■ **DATA**:

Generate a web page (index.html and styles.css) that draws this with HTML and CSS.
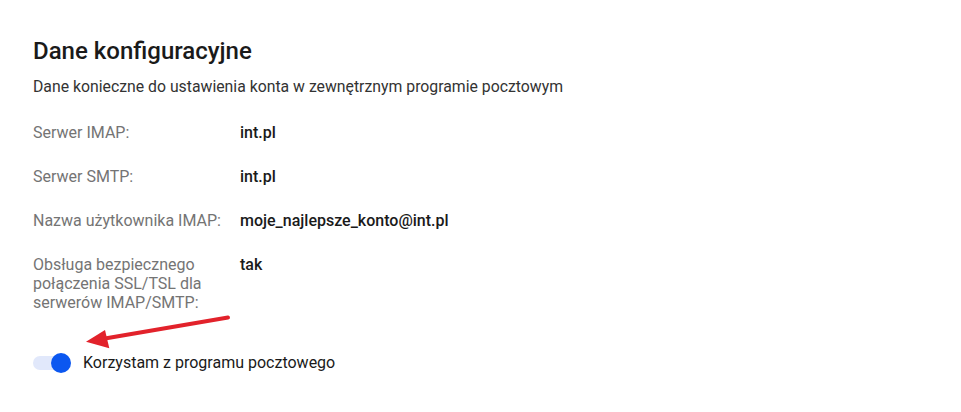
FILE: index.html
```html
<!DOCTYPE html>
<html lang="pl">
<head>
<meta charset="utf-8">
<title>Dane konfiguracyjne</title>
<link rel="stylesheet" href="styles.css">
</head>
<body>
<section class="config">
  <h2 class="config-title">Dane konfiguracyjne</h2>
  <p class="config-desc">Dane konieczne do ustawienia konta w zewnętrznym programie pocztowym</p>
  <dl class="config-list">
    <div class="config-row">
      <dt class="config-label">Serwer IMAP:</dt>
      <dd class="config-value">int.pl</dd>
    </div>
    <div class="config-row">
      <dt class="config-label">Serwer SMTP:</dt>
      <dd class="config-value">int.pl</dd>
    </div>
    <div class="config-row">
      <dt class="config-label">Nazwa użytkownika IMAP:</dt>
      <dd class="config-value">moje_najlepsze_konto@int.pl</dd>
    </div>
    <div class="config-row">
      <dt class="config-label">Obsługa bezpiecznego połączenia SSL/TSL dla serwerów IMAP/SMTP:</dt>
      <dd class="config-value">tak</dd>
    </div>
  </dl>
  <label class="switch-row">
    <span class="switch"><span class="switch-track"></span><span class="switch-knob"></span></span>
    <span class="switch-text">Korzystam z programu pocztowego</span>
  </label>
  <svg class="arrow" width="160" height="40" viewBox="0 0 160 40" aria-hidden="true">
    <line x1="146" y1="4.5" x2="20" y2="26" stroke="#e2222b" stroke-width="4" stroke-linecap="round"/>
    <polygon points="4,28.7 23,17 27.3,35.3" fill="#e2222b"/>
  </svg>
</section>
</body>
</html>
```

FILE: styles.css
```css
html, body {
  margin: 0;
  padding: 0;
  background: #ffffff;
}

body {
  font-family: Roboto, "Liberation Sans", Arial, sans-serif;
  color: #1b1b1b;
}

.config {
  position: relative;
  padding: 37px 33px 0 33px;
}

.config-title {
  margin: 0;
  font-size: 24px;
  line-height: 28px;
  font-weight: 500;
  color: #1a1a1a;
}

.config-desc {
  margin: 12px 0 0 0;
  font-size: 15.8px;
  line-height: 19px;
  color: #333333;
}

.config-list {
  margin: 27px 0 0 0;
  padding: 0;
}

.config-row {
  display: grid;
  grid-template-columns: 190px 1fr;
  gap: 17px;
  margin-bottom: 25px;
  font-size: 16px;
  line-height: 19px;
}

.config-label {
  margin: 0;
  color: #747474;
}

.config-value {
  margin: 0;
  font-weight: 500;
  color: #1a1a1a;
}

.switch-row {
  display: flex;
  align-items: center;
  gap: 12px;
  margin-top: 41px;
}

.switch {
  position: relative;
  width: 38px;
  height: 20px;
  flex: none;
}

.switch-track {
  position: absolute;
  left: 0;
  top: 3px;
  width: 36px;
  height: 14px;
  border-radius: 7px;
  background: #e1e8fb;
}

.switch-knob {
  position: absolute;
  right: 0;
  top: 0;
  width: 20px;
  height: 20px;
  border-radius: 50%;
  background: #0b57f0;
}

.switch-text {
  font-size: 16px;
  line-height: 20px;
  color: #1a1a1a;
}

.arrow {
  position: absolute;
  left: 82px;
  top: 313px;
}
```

■ **REQUIREMENTS**:
Copy the data exactly. Any picture it contains is to be omitted.

■ **EXPECTED ANSWER**:
Generate a web page (index.html and styles.css) that draws this with HTML and CSS.
FILE: index.html
```html
<!DOCTYPE html>
<html lang="pl">
<head>
<meta charset="utf-8">
<title>Dane konfiguracyjne</title>
<link rel="stylesheet" href="styles.css">
</head>
<body>
<section class="config">
  <h2 class="config-title">Dane konfiguracyjne</h2>
  <p class="config-desc">Dane konieczne do ustawienia konta w zewnętrznym programie pocztowym</p>
  <dl class="config-list">
    <div class="config-row">
      <dt class="config-label">Serwer IMAP:</dt>
      <dd class="config-value">int.pl</dd>
    </div>
    <div class="config-row">
      <dt class="config-label">Serwer SMTP:</dt>
      <dd class="config-value">int.pl</dd>
    </div>
    <div class="config-row">
      <dt class="config-label">Nazwa użytkownika IMAP:</dt>
      <dd class="config-value">moje_najlepsze_konto@int.pl</dd>
    </div>
    <div class="config-row">
      <dt class="config-label">Obsługa bezpiecznego połączenia SSL/TSL dla serwerów IMAP/SMTP:</dt>
      <dd class="config-value">tak</dd>
    </div>
  </dl>
  <label class="switch-row">
    <span class="switch"><span class="switch-track"></span><span class="switch-knob"></span></span>
    <span class="switch-text">Korzystam z programu pocztowego</span>
  </label>
  <svg class="arrow" width="160" height="40" viewBox="0 0 160 40" aria-hidden="true">
    <line x1="146" y1="4.5" x2="20" y2="26" stroke="#e2222b" stroke-width="4" stroke-linecap="round"/>
    <polygon points="4,28.7 23,17 27.3,35.3" fill="#e2222b"/>
  </svg>
</section>
</body>
</html>
```

FILE: styles.css
```css
html, body {
  margin: 0;
  padding: 0;
  background: #ffffff;
}

body {
  font-family: Roboto, "Liberation Sans", Arial, sans-serif;
  color: #1b1b1b;
}

.config {
  position: relative;
  padding: 37px 33px 0 33px;
}

.config-title {
  margin: 0;
  font-size: 24px;
  line-height: 28px;
  font-weight: 500;
  color: #1a1a1a;
}

.config-desc {
  margin: 12px 0 0 0;
  font-size: 15.8px;
  line-height: 19px;
  color: #333333;
}

.config-list {
  margin: 27px 0 0 0;
  padding: 0;
}

.config-row {
  display: grid;
  grid-template-columns: 190px 1fr;
  gap: 17px;
  margin-bottom: 25px;
  font-size: 16px;
  line-height: 19px;
}

.config-label {
  margin: 0;
  color: #747474;
}

.config-value {
  margin: 0;
  font-weight: 500;
  color: #1a1a1a;
}

.switch-row {
  display: flex;
  align-items: center;
  gap: 12px;
  margin-top: 41px;
}

.switch {
  position: relative;
  width: 38px;
  height: 20px;
  flex: none;
}

.switch-track {
  position: absolute;
  left: 0;
  top: 3px;
  width: 36px;
  height: 14px;
  border-radius: 7px;
  background: #e1e8fb;
}

.switch-knob {
  position: absolute;
  right: 0;
  top: 0;
  width: 20px;
  height: 20px;
  border-radius: 50%;
  background: #0b57f0;
}

.switch-text {
  font-size: 16px;
  line-height: 20px;
  color: #1a1a1a;
}

.arrow {
  position: absolute;
  left: 82px;
  top: 313px;
}
```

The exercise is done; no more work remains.